Hoje, o processo número 001 ainda se arrasta em embargos de declaração. Eduardo Jorge conseguiu colocar na sentença que o procurador fazia perseguição política, mas a disputa ainda não acabou. Luiz Francisco promete recorrer do acórdão.

Braços inativos
Assim como o CNMP, as corregedorias estaduais do MP ainda engatinham. Como a ConJur mostrou em maio, apenas 4% das ações julgadas no ano passado nas corregedorias regionais resultaram em algum tipo de punição. Das 1.052 ações disciplinares julgadas pelas corregedorias, 39 acabaram em punições para os promotores.
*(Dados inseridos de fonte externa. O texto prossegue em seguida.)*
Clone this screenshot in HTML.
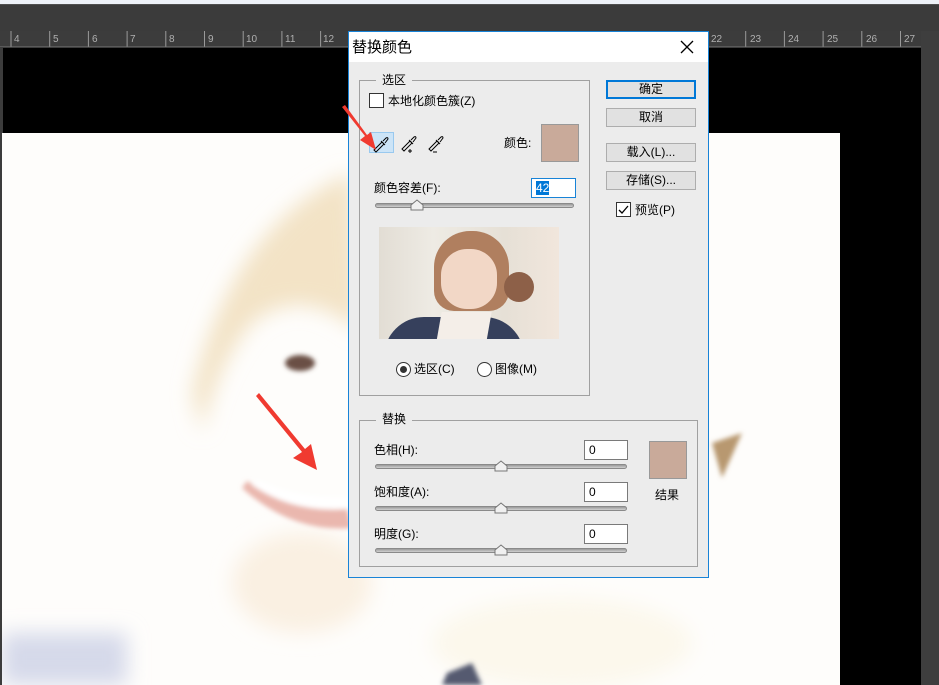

Além disso, muitas corregedorias regionais não fazem trabalhos de monitoramento das atividades carcerárias, como o CNJ faz nos mutirões estaduais. O CNMP descobriu que quase um terço dos MPs não tem regra sobre uma periodicidade mínima de visita. Recentemente, os conselheiros determinaram que os Ministérios Públicos da União e dos estados façam visitas e inspeções nos presídios a cada três meses, no mínimo. 

Por causa destes e de muitos outros exemplos, o novo procurador-geral da República, Roberto Gurgel, que ainda não tomou posse, prometeu mais seriedade e menos pirotecnia no MP. Aos senadores, Gurgel afirmou que o “Ministério Público não pode ter a pretensão de ter o monopólio da verdade”. Gurgel reconheceu que há um déficit no CNMP, mas não ineficiência. “Discordo das acusações (de ineficiência). É claro que há um déficit, se comparado com o CNJ, mas o CNMP exerce bem seu trabalho, dentro da medida do possível”, afirmou. Para os próximos dois anos, o novo procurador-geral, que acumula o cargo de presidente do CNMP, prometeu tentar reverter esse "déficit". Na sabatina da CCJ, contudo, Gurgel não citou medidas concretas.

Notícia alterada às 15h30 do dia 15 de julho para correção de informação.